Recado
“Última flor do Lácio, inculta e bela, / És, a um tempo, esplendor e sepultura: / Ouro nativo, que na ganga impura / A bruta mina entre os cascalhos vela...”
Olavo Bilac
Nesta terça-feira (5) se comemorou o Dia Mundial da Língua Portuguesa. Viva! . É o quinto idioma mais usado no mundo, o terceiro no Ocidente e o primeiro no Hemisfério Sul. Sem dúvida, tem enorme relevância. Os falantes sabem disso? Os mitos respondem. Versões tantas vezes repetidas viram verdade.
Língua de Deus
Para os muçulmanos, o árabe é a língua de Deus. Entre 6.800 idiomas, o Senhor escolheu o deles pra ditar a mensagem divina. O recado encontra-se no Corão, joia da literatura mundial.
Precisão
Para os nascidos na terra de Goethe, o alemão é sinônimo de precisão. O inimigo da ambiguidade não tem alternativa. É estudar alemão, ou estudar alemão. Por isso nove entre dez filósofos escrevem no idioma que tem declinações e montões de palavras coladas umas nas outras.
Clareza
Os franceses se consideram donos da clareza. Montaigne, há 400 anos, disse que o estilo tem três virtudes – clareza, clareza e clareza. Parisienses & cia. afirmam que o estilo francês tem quatro – clareza, clareza, clareza e... clareza. O privilégio tem explicação. Chama-se escola de qualidade.
Dificuldade
E o português?
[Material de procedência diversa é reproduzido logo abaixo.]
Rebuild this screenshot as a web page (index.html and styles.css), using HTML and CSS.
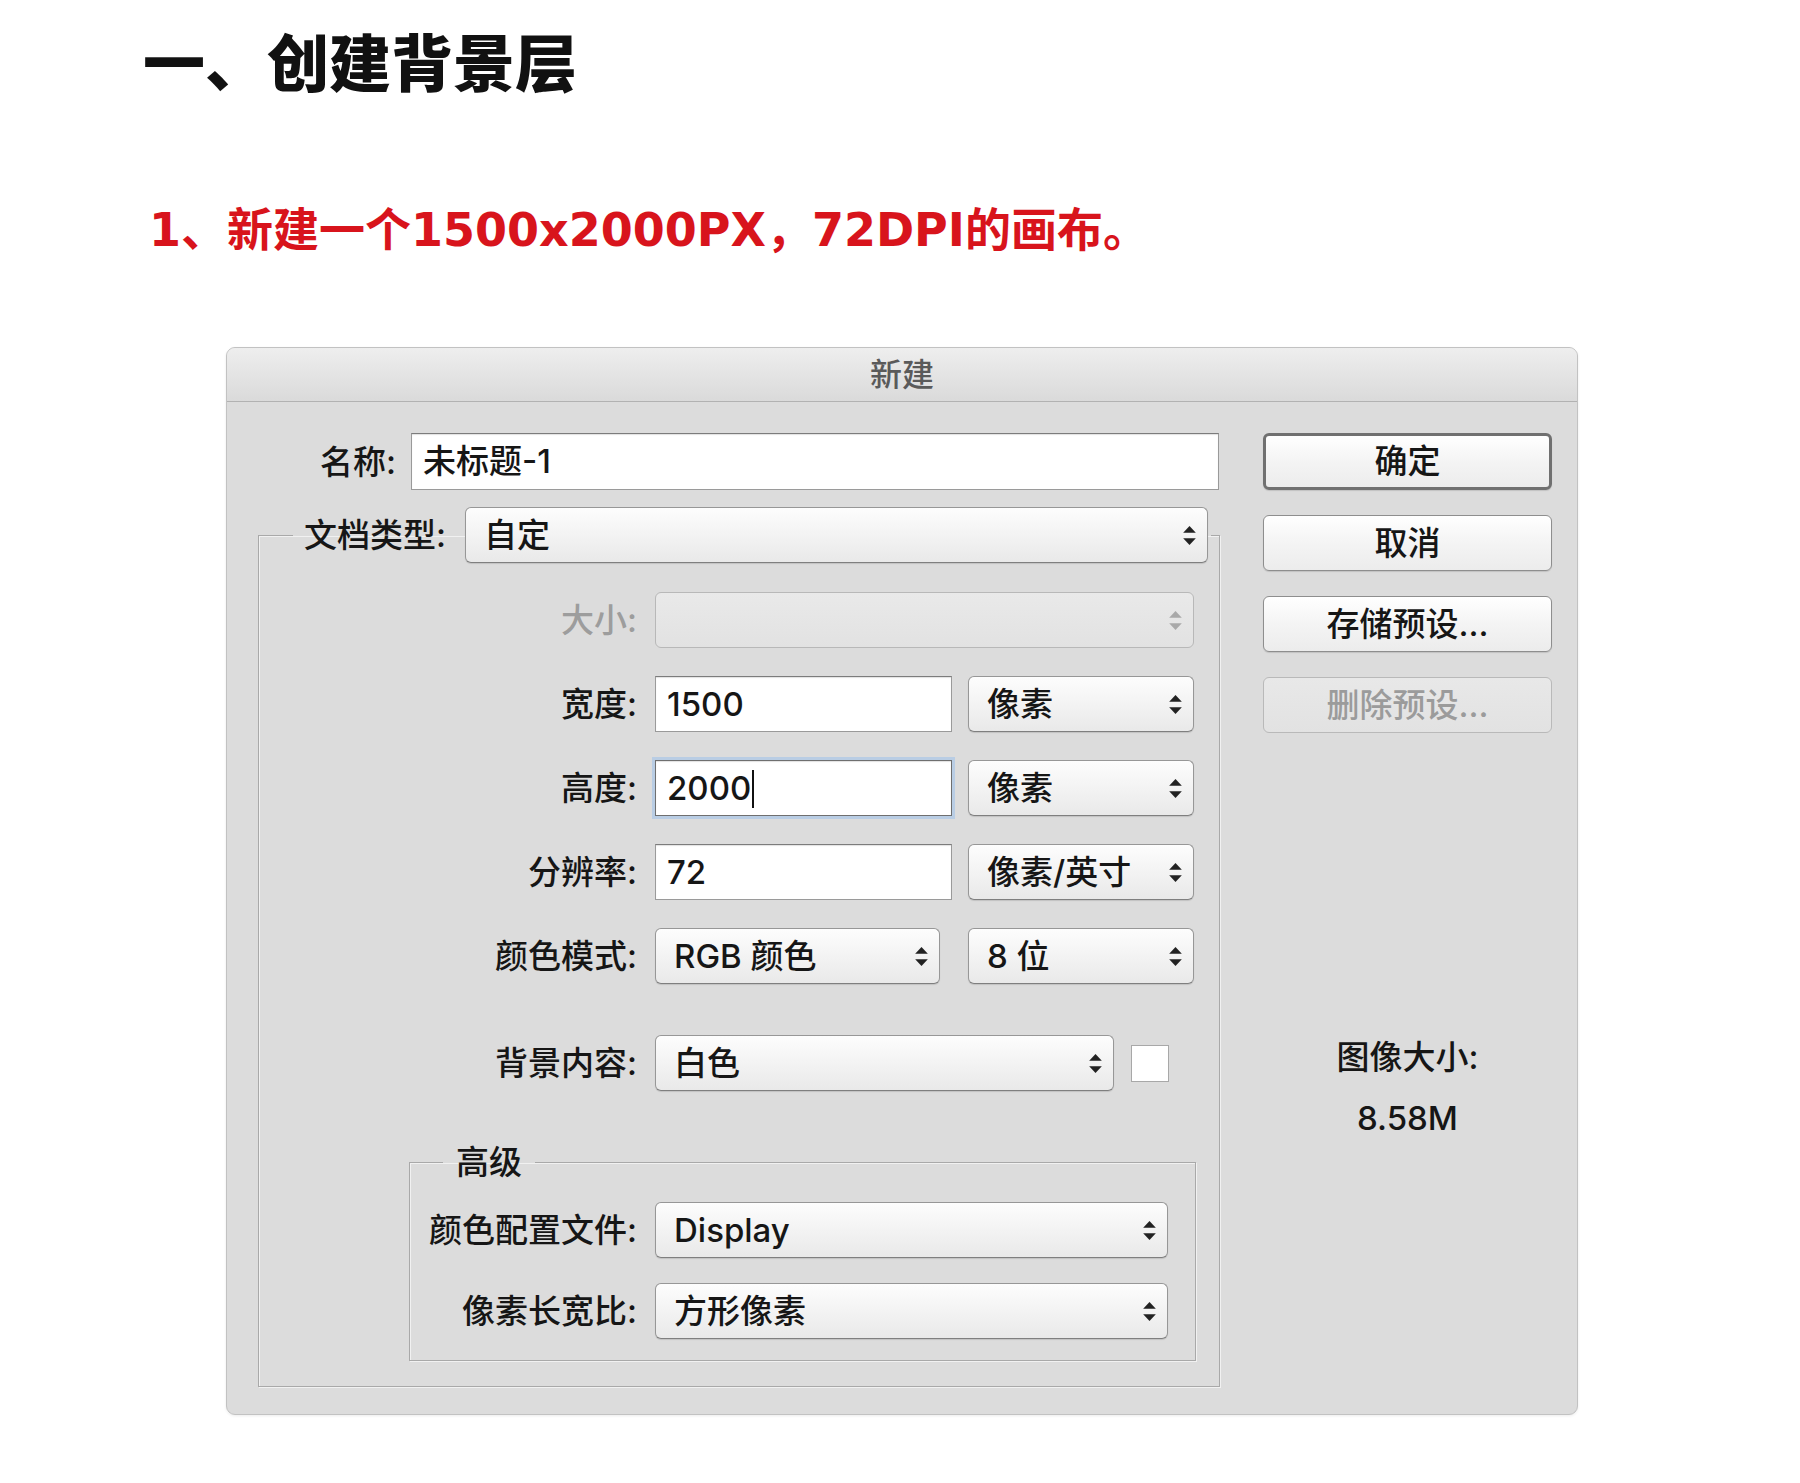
FILE: index.html
```html
<!DOCTYPE html>
<html lang="zh-CN">
<head>
<meta charset="utf-8">
<title>一、创建背景层</title>
<link rel="stylesheet" href="styles.css">
</head>
<body>
<div class="page">
  <h1 class="title">一、创建背景层</h1>
  <p class="step">1、新建一个1500x2000PX，72DPI的画布。</p>

  <div class="dialog">
    <div class="titlebar">新建</div>
    <div class="dlg-body">
      <div class="main">
        <div class="name-row">
          <span class="lbl name-lbl">名称:</span>
          <div class="field name-field">未标题-1</div>
        </div>

        <fieldset class="group doc-group">
          <legend class="doc-legend">
            <span class="lbl doc-lbl">文档类型:</span>
            <div class="select doc-select"><span class="sel-text">自定</span><svg class="arrows" viewBox="0 0 12 18"><polygon points="0,6.5 6,0 12,6.5"/><polygon points="0,11.5 12,11.5 6,18"/></svg></div>
          </legend>

          <div class="row first">
            <span class="lbl outer-lbl disabled">大小:</span>
            <div class="select is-disabled w-size"><span class="sel-text"></span><svg class="arrows" viewBox="0 0 12 18"><polygon points="0,6.5 6,0 12,6.5"/><polygon points="0,11.5 12,11.5 6,18"/></svg></div>
          </div>

          <div class="row">
            <span class="lbl outer-lbl">宽度:</span>
            <div class="field num-field">1500</div>
            <div class="select unit-select"><span class="sel-text">像素</span><svg class="arrows" viewBox="0 0 12 18"><polygon points="0,6.5 6,0 12,6.5"/><polygon points="0,11.5 12,11.5 6,18"/></svg></div>
          </div>

          <div class="row">
            <span class="lbl outer-lbl">高度:</span>
            <div class="field num-field is-focused">2000<span class="caret"></span></div>
            <div class="select unit-select"><span class="sel-text">像素</span><svg class="arrows" viewBox="0 0 12 18"><polygon points="0,6.5 6,0 12,6.5"/><polygon points="0,11.5 12,11.5 6,18"/></svg></div>
          </div>

          <div class="row">
            <span class="lbl outer-lbl">分辨率:</span>
            <div class="field num-field">72</div>
            <div class="select unit-select"><span class="sel-text">像素/英寸</span><svg class="arrows" viewBox="0 0 12 18"><polygon points="0,6.5 6,0 12,6.5"/><polygon points="0,11.5 12,11.5 6,18"/></svg></div>
          </div>

          <div class="row">
            <span class="lbl outer-lbl">颜色模式:</span>
            <div class="select mode-select"><span class="sel-text">RGB 颜色</span><svg class="arrows" viewBox="0 0 12 18"><polygon points="0,6.5 6,0 12,6.5"/><polygon points="0,11.5 12,11.5 6,18"/></svg></div>
            <div class="select unit-select"><span class="sel-text">8 位</span><svg class="arrows" viewBox="0 0 12 18"><polygon points="0,6.5 6,0 12,6.5"/><polygon points="0,11.5 12,11.5 6,18"/></svg></div>
          </div>

          <div class="row bg-row">
            <span class="lbl outer-lbl">背景内容:</span>
            <div class="select bg-select"><span class="sel-text">白色</span><svg class="arrows" viewBox="0 0 12 18"><polygon points="0,6.5 6,0 12,6.5"/><polygon points="0,11.5 12,11.5 6,18"/></svg></div>
            <div class="swatch"></div>
          </div>

          <fieldset class="group adv-group">
            <legend class="adv-legend">高级</legend>
            <div class="row adv-first">
              <span class="lbl inner-lbl">颜色配置文件:</span>
              <div class="select adv-select"><span class="sel-text">Display</span><svg class="arrows" viewBox="0 0 12 18"><polygon points="0,6.5 6,0 12,6.5"/><polygon points="0,11.5 12,11.5 6,18"/></svg></div>
            </div>
            <div class="row adv-second">
              <span class="lbl inner-lbl">像素长宽比:</span>
              <div class="select adv-select"><span class="sel-text">方形像素</span><svg class="arrows" viewBox="0 0 12 18"><polygon points="0,6.5 6,0 12,6.5"/><polygon points="0,11.5 12,11.5 6,18"/></svg></div>
            </div>
          </fieldset>
        </fieldset>
      </div>

      <div class="side">
        <div class="btn btn-default">确定</div>
        <div class="btn">取消</div>
        <div class="btn">存储预设...</div>
        <div class="btn btn-disabled">删除预设...</div>
        <div class="info">
          <div class="info-label">图像大小:</div>
          <div class="info-value">8.58M</div>
        </div>
      </div>
    </div>
  </div>
</div>
</body>
</html>
```

FILE: styles.css
```css
html, body {
  margin: 0;
  padding: 0;
  background: #ffffff;
}

.page {
  padding: 23px 0 60px 143px;
}

.title {
  margin: 0;
  font-family: "Noto Sans CJK SC", sans-serif;
  font-weight: 900;
  font-size: 62px;
  line-height: 74px;
  color: #111111;
}

.step {
  margin: 105px 0 0 6px;
  font-family: "DejaVu Sans", "Noto Sans CJK SC", sans-serif;
  font-weight: 700;
  font-size: 46px;
  line-height: 56px;
  color: #d8141c;
}

/* dialog */
.dialog {
  margin: 89px 0 0 83px;
  width: 1350px;
  background: #dcdcdc;
  border: 1px solid #c2c2c2;
  border-radius: 9px;
  box-shadow: 0 1px 3px rgba(0, 0, 0, 0.08);
  overflow: hidden;
  font-family: "Inter", "Noto Sans CJK SC", sans-serif;
  font-weight: 500;
  font-size: 33px;
  color: #161616;
}

.titlebar {
  height: 53px;
  line-height: 53px;
  text-align: center;
  background: linear-gradient(#eeeeee, #dadada);
  border-bottom: 1px solid #b2b2b2;
  color: #5a5a5a;
  font-size: 32px;
}

.dlg-body {
  display: flex;
  padding: 31px 0 27px 31px;
}

.main {
  width: 962px;
}

.side {
  width: 289px;
  margin-left: 43px;
  display: flex;
  flex-direction: column;
}

/* labels */
.lbl {
  flex: none;
  text-align: right;
  white-space: nowrap;
  line-height: 56px;
}

.lbl.disabled {
  color: #9d9d9d;
}

.name-row {
  display: flex;
  align-items: center;
}

.name-lbl {
  width: 138px;
  margin-right: 15px;
}

.outer-lbl {
  width: 378px;
  margin-right: 18px;
}

.inner-lbl {
  width: 227px;
  margin-right: 18px;
}

/* text fields */
.field {
  box-sizing: border-box;
  height: 56px;
  line-height: 54px;
  padding: 0 11px;
  background: #ffffff;
  border: 1px solid #9a9a9a;
  border-top-color: #7c7c7c;
  box-shadow: inset 0 1px 1px rgba(0, 0, 0, 0.12);
  white-space: nowrap;
}

.name-field {
  width: 808px;
  height: 57px;
}

.num-field {
  width: 297px;
  margin-right: 16px;
}

.num-field.is-focused {
  border-color: #6f6f6f;
  box-shadow: 0 0 0 3px #b9cde4, inset 0 1px 1px rgba(0, 0, 0, 0.12);
}

.caret {
  display: inline-block;
  width: 2px;
  height: 38px;
  margin-left: 1px;
  vertical-align: -8px;
  background: #111111;
}

/* select (popup) buttons */
.select {
  box-sizing: border-box;
  height: 56px;
  display: flex;
  align-items: center;
  padding: 0 11px 0 18px;
  background: linear-gradient(#fdfdfd, #f3f3f3 50%, #e9e9e9);
  border: 1px solid #979797;
  border-bottom-color: #7f7f7f;
  border-radius: 6px;
  box-shadow: 0 1px 1px rgba(0, 0, 0, 0.12);
  white-space: nowrap;
}

.sel-text {
  flex: 1;
  line-height: 54px;
}

.arrows {
  flex: none;
  width: 13px;
  height: 19px;
  fill: #222222;
}

.select.is-disabled {
  background: linear-gradient(#e9e9e9, #e2e2e2);
  border-color: #b8b8b8;
  box-shadow: none;
}

.select.is-disabled .arrows {
  fill: #a9a9a9;
}

.w-size { width: 539px; }
.unit-select { width: 226px; }
.mode-select { width: 285px; margin-right: 28px; }
.bg-select { width: 459px; margin-right: 17px; }
.adv-select { width: 513px; }

.doc-select {
  width: 743px;
}

.swatch {
  width: 38px;
  height: 37px;
  box-sizing: border-box;
  background: #ffffff;
  border: 1px solid #a8a8a8;
}

/* group boxes */
.group {
  margin: 0;
  min-width: 0;
  border: 1px solid #a9a9a9;
  box-shadow: 1px 1px 0 #f1f1f1, inset 1px 1px 0 #f1f1f1;
}

.doc-group {
  margin-top: 17px;
  padding: 0 0 25px 0;
}

.doc-legend {
  display: flex;
  align-items: center;
  margin-left: 34px;
  padding: 0 3px 0 11px;
}

.doc-lbl {
  width: 144px;
  margin-right: 17px;
  text-align: left;
}

.row {
  display: flex;
  align-items: center;
  height: 56px;
  margin-top: 28px;
}

.row.first {
  margin-top: 29px;
}

.row.bg-row {
  margin-top: 51px;
}

.adv-group {
  margin: 51px 0 0 150px;
  width: 787px;
  box-sizing: border-box;
  padding: 0 0 21px 0;
}

.adv-legend {
  margin-left: 33px;
  padding: 0 13px;
  line-height: 40px;
}

.row.adv-first {
  margin-top: 20px;
}

.row.adv-second {
  margin-top: 25px;
}

/* buttons */
.btn {
  box-sizing: border-box;
  height: 56px;
  line-height: 54px;
  text-align: center;
  background: linear-gradient(#ffffff, #f4f4f4 50%, #ececec);
  border: 1px solid #8e8e8e;
  border-radius: 6px;
  box-shadow: 0 1px 1px rgba(0, 0, 0, 0.12);
  margin-top: 25px;
  white-space: nowrap;
}

.btn-default {
  margin-top: 0;
  height: 57px;
  line-height: 51px;
  border: 3px solid #707070;
}

.btn-disabled {
  color: #9b9b9b;
  background: linear-gradient(#e8e8e8, #e2e2e2);
  border-color: #b9b9b9;
  box-shadow: none;
}

.info {
  margin-top: 304px;
  text-align: center;
}

.info-label {
  line-height: 40px;
}

.info-value {
  margin-top: 21px;
  line-height: 40px;
}
```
O idioma de Camões cultiva vários mitos. Um deles: língua linda, mas muito difícil. Ninguém consegue dominá-la. Verdade? Não. As línguas de cultura apresentam dificuldade. Todas. O chinês, por exemplo, desafia os chinesinhos a interpretar 68 mil ideogramas. O árabe fala uma língua e escreve outra. Sai-se bem em ambas.
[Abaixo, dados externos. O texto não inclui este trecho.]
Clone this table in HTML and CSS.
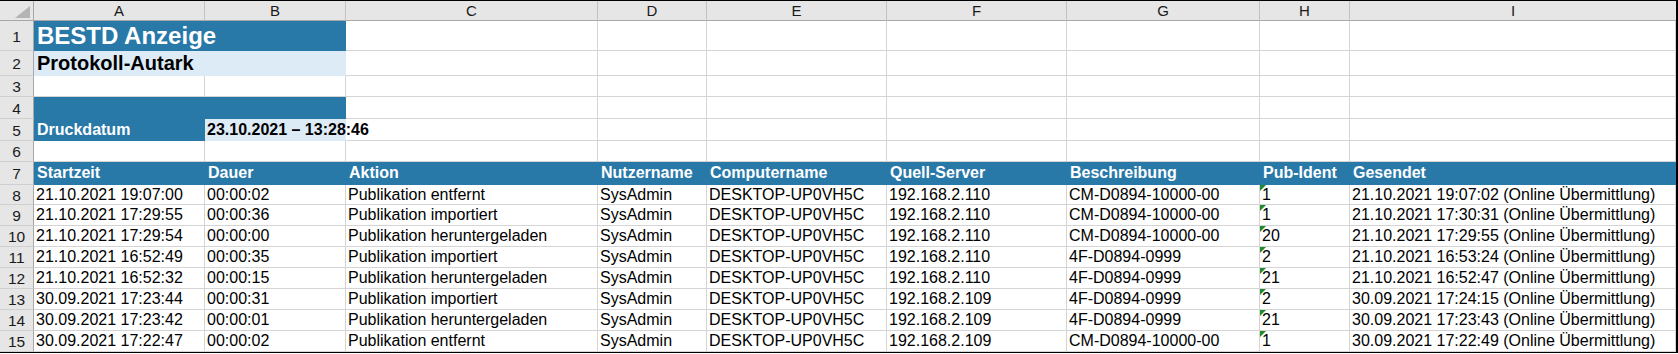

O segredo? Boa escola. Ensino de qualidade. Seriedade e dedicação. O português, como as demais línguas, exige empenho pra revelar os mistérios. Quanto mais se aprende, mais se sobe na escala do conhecimento. E mais liberdade se ganha.
Possibilidades
A língua é um sistema de possibilidades. Dominá-lo significa ampliar o leque de escolhas A criança se vira muito bem com a palavra casa. À medida, porém, que descobre as nuanças de lar, residência, domicílio, morada, moradia, habitação, pousada & cia., comunicar-se-á com mais precisão e consciência. Voará mais alto. E ultrapassará obstáculos.
Degrau por degrau
Embora pequenos, tropeços em crases, preposições, concordâncias e outras manhas da língua causam estragos. Evitá-los é possível. Basta estudar. Aos poucos, como quem sobe uma escada, degrau por degrau, vai-se dominando a norma culta. Oba! O texto agradece. O leitor também.
De Voltaire
“Aprender várias línguas é questão de um ou dois anos. Ser eloquente na própria língua exige a metade da vida.”
Eça de Queirós ensinou
“Uma pessoa só deve falar, com impecável segurança e pureza, a língua da sua terra. Todas as outras as deve falar mal, orgulhosamente mal, com aquele acento chato e falso que denuncia logo o estrangeiro.”
Leitor pergunta
Aldir Blanc foi pro céu. Elis Regina o recebeu com a majestosa interpretação de “O bêbado e o equilibrista”. Deus, de longe, presenciava o encontro. De repente, uma dúvida O desafiou. Bêbado ou bêbedo? O Senhor estudou português há muito tempo, lá pelo século 11. Estava meio esquecido. Com delicadeza, perguntou a Antônio Houaiss, que estava ao lado. Eu, aqui na Terra, fiquei curioso. Qual foi a resposta?
José Ricardo, Brasília (DF)
O dicionário registra as duas grafias – bêbado e bêbedo. Escolha uma. A consequência é uma só. Acertar ou acertar.